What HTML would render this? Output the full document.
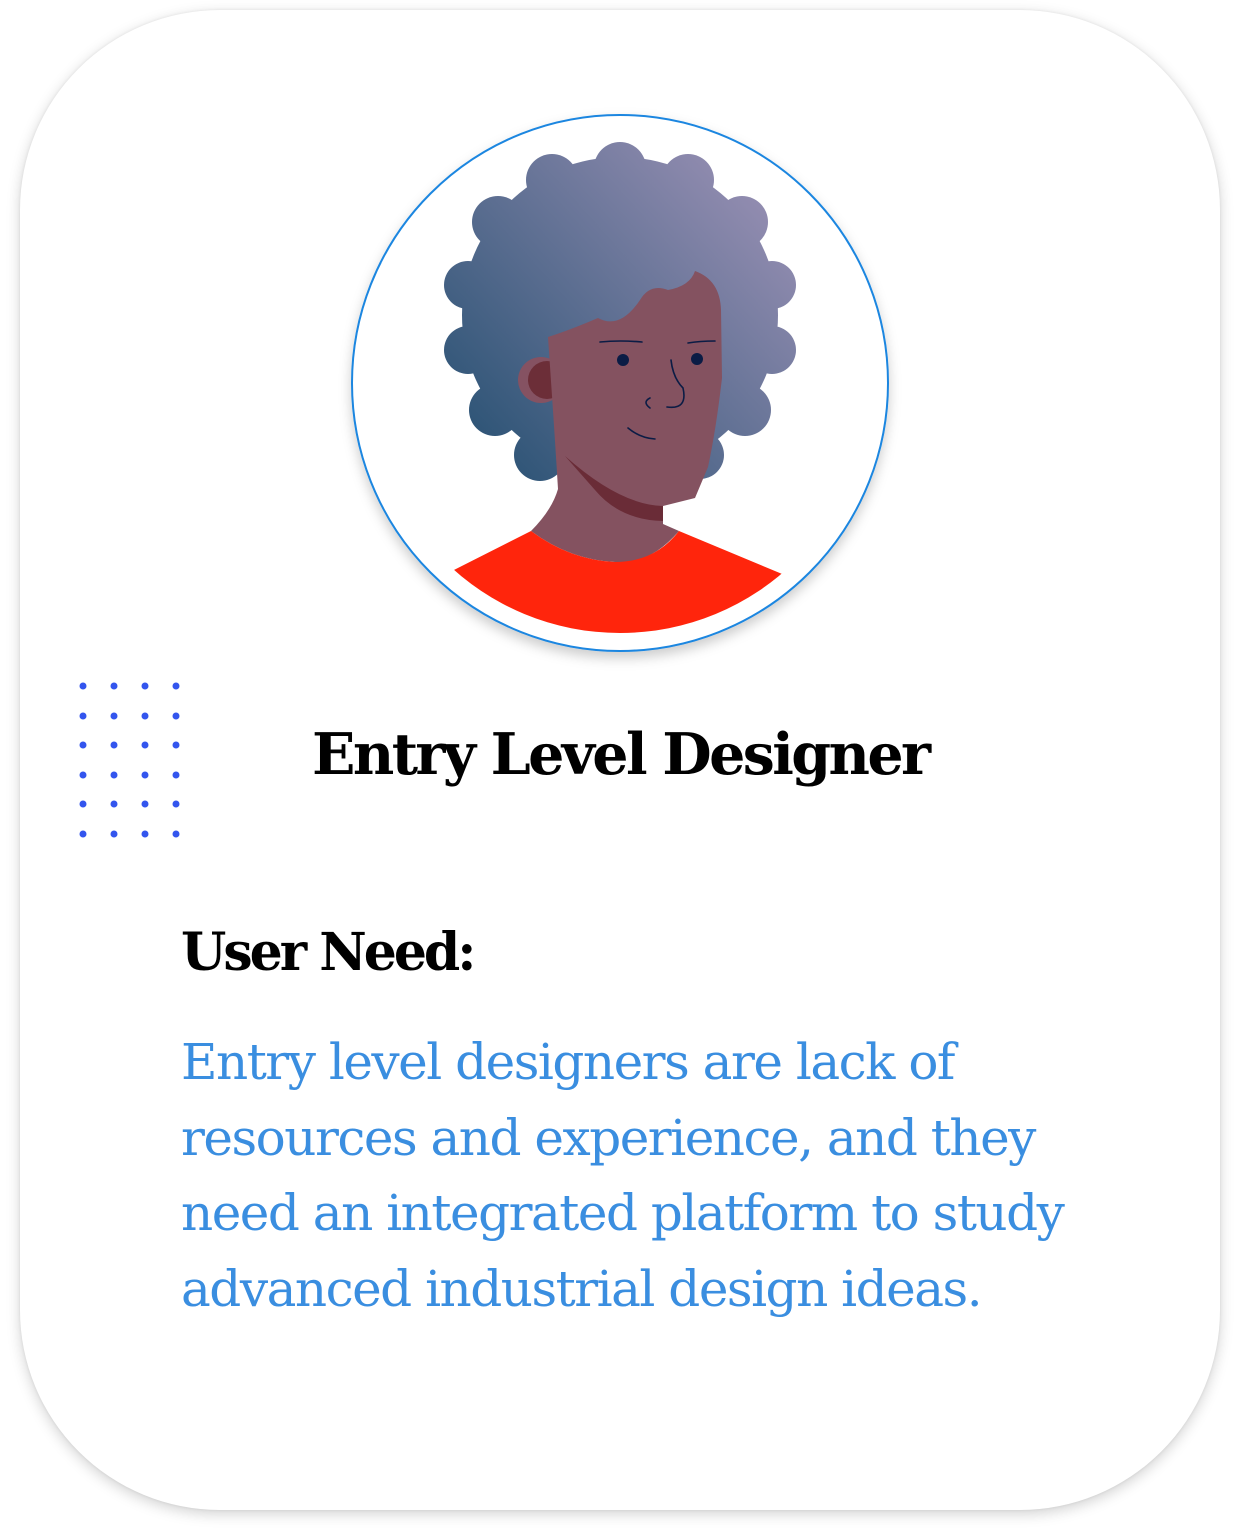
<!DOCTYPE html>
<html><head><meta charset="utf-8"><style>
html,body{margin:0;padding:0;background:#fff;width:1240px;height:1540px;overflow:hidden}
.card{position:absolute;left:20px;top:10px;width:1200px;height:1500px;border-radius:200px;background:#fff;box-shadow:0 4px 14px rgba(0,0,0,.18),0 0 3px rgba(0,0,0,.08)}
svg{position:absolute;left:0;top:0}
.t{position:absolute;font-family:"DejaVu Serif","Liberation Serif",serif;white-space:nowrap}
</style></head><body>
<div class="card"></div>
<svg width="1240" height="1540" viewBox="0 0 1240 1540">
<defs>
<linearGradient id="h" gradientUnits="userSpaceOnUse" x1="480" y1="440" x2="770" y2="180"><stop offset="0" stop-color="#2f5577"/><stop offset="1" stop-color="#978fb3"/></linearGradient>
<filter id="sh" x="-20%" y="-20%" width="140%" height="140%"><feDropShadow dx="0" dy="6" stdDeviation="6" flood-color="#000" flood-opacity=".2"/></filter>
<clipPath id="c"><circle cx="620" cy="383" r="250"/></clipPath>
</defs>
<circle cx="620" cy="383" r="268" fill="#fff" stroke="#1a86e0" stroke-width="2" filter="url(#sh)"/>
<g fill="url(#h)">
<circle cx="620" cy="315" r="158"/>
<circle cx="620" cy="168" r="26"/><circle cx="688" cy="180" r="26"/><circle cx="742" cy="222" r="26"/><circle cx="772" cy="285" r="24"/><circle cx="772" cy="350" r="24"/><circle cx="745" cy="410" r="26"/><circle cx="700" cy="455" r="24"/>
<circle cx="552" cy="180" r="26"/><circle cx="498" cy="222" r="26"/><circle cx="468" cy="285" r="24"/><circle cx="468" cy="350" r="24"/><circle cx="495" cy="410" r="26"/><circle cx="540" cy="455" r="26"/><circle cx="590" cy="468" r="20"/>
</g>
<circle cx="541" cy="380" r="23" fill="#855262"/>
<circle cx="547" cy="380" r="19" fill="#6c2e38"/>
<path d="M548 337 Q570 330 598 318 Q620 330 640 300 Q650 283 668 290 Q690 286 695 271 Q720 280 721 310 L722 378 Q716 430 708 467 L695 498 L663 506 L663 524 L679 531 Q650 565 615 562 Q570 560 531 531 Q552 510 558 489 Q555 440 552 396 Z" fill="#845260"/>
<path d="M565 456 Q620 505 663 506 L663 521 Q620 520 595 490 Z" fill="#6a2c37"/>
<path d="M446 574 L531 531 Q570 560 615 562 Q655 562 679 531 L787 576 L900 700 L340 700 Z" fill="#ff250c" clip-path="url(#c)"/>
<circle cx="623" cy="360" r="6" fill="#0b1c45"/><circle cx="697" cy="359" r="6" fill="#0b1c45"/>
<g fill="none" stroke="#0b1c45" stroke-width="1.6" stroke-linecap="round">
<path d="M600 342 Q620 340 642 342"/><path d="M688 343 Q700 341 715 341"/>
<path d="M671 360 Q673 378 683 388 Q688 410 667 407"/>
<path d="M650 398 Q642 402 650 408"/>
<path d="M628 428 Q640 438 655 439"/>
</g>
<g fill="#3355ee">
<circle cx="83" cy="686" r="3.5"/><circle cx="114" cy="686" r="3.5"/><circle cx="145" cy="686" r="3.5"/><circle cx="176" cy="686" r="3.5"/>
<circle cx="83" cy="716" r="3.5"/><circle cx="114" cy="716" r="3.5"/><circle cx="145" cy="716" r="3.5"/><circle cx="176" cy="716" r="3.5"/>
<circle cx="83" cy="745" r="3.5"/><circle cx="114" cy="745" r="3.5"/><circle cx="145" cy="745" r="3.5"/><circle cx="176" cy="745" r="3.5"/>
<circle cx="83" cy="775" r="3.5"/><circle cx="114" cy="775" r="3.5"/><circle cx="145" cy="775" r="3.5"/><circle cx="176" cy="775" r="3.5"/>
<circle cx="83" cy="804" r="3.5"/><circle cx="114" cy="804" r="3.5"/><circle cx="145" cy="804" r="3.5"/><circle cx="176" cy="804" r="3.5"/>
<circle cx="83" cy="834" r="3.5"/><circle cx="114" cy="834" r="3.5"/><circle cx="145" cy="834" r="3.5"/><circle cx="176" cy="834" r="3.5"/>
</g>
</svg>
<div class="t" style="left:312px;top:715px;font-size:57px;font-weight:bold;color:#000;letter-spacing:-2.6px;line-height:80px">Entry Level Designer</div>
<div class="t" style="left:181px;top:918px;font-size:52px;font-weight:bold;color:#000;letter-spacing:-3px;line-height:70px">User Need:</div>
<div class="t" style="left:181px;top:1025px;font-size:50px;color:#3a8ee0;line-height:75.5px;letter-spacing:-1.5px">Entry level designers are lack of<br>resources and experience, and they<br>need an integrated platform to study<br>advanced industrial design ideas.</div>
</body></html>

▶ [To be done]: Print each line of the material above exactly, with the pictures removed from your copy.

▶ [Exercise output]:
What HTML would render this? Output the full document.
<!DOCTYPE html>
<html><head><meta charset="utf-8"><style>
html,body{margin:0;padding:0;background:#fff;width:1240px;height:1540px;overflow:hidden}
.card{position:absolute;left:20px;top:10px;width:1200px;height:1500px;border-radius:200px;background:#fff;box-shadow:0 4px 14px rgba(0,0,0,.18),0 0 3px rgba(0,0,0,.08)}
svg{position:absolute;left:0;top:0}
.t{position:absolute;font-family:"DejaVu Serif","Liberation Serif",serif;white-space:nowrap}
</style></head><body>
<div class="card"></div>
<svg width="1240" height="1540" viewBox="0 0 1240 1540">
<defs>
<linearGradient id="h" gradientUnits="userSpaceOnUse" x1="480" y1="440" x2="770" y2="180"><stop offset="0" stop-color="#2f5577"/><stop offset="1" stop-color="#978fb3"/></linearGradient>
<filter id="sh" x="-20%" y="-20%" width="140%" height="140%"><feDropShadow dx="0" dy="6" stdDeviation="6" flood-color="#000" flood-opacity=".2"/></filter>
<clipPath id="c"><circle cx="620" cy="383" r="250"/></clipPath>
</defs>
<circle cx="620" cy="383" r="268" fill="#fff" stroke="#1a86e0" stroke-width="2" filter="url(#sh)"/>
<g fill="url(#h)">
<circle cx="620" cy="315" r="158"/>
<circle cx="620" cy="168" r="26"/><circle cx="688" cy="180" r="26"/><circle cx="742" cy="222" r="26"/><circle cx="772" cy="285" r="24"/><circle cx="772" cy="350" r="24"/><circle cx="745" cy="410" r="26"/><circle cx="700" cy="455" r="24"/>
<circle cx="552" cy="180" r="26"/><circle cx="498" cy="222" r="26"/><circle cx="468" cy="285" r="24"/><circle cx="468" cy="350" r="24"/><circle cx="495" cy="410" r="26"/><circle cx="540" cy="455" r="26"/><circle cx="590" cy="468" r="20"/>
</g>
<circle cx="541" cy="380" r="23" fill="#855262"/>
<circle cx="547" cy="380" r="19" fill="#6c2e38"/>
<path d="M548 337 Q570 330 598 318 Q620 330 640 300 Q650 283 668 290 Q690 286 695 271 Q720 280 721 310 L722 378 Q716 430 708 467 L695 498 L663 506 L663 524 L679 531 Q650 565 615 562 Q570 560 531 531 Q552 510 558 489 Q555 440 552 396 Z" fill="#845260"/>
<path d="M565 456 Q620 505 663 506 L663 521 Q620 520 595 490 Z" fill="#6a2c37"/>
<path d="M446 574 L531 531 Q570 560 615 562 Q655 562 679 531 L787 576 L900 700 L340 700 Z" fill="#ff250c" clip-path="url(#c)"/>
<circle cx="623" cy="360" r="6" fill="#0b1c45"/><circle cx="697" cy="359" r="6" fill="#0b1c45"/>
<g fill="none" stroke="#0b1c45" stroke-width="1.6" stroke-linecap="round">
<path d="M600 342 Q620 340 642 342"/><path d="M688 343 Q700 341 715 341"/>
<path d="M671 360 Q673 378 683 388 Q688 410 667 407"/>
<path d="M650 398 Q642 402 650 408"/>
<path d="M628 428 Q640 438 655 439"/>
</g>
<g fill="#3355ee">
<circle cx="83" cy="686" r="3.5"/><circle cx="114" cy="686" r="3.5"/><circle cx="145" cy="686" r="3.5"/><circle cx="176" cy="686" r="3.5"/>
<circle cx="83" cy="716" r="3.5"/><circle cx="114" cy="716" r="3.5"/><circle cx="145" cy="716" r="3.5"/><circle cx="176" cy="716" r="3.5"/>
<circle cx="83" cy="745" r="3.5"/><circle cx="114" cy="745" r="3.5"/><circle cx="145" cy="745" r="3.5"/><circle cx="176" cy="745" r="3.5"/>
<circle cx="83" cy="775" r="3.5"/><circle cx="114" cy="775" r="3.5"/><circle cx="145" cy="775" r="3.5"/><circle cx="176" cy="775" r="3.5"/>
<circle cx="83" cy="804" r="3.5"/><circle cx="114" cy="804" r="3.5"/><circle cx="145" cy="804" r="3.5"/><circle cx="176" cy="804" r="3.5"/>
<circle cx="83" cy="834" r="3.5"/><circle cx="114" cy="834" r="3.5"/><circle cx="145" cy="834" r="3.5"/><circle cx="176" cy="834" r="3.5"/>
</g>
</svg>
<div class="t" style="left:312px;top:715px;font-size:57px;font-weight:bold;color:#000;letter-spacing:-2.6px;line-height:80px">Entry Level Designer</div>
<div class="t" style="left:181px;top:918px;font-size:52px;font-weight:bold;color:#000;letter-spacing:-3px;line-height:70px">User Need:</div>
<div class="t" style="left:181px;top:1025px;font-size:50px;color:#3a8ee0;line-height:75.5px;letter-spacing:-1.5px">Entry level designers are lack of<br>resources and experience, and they<br>need an integrated platform to study<br>advanced industrial design ideas.</div>
</body></html>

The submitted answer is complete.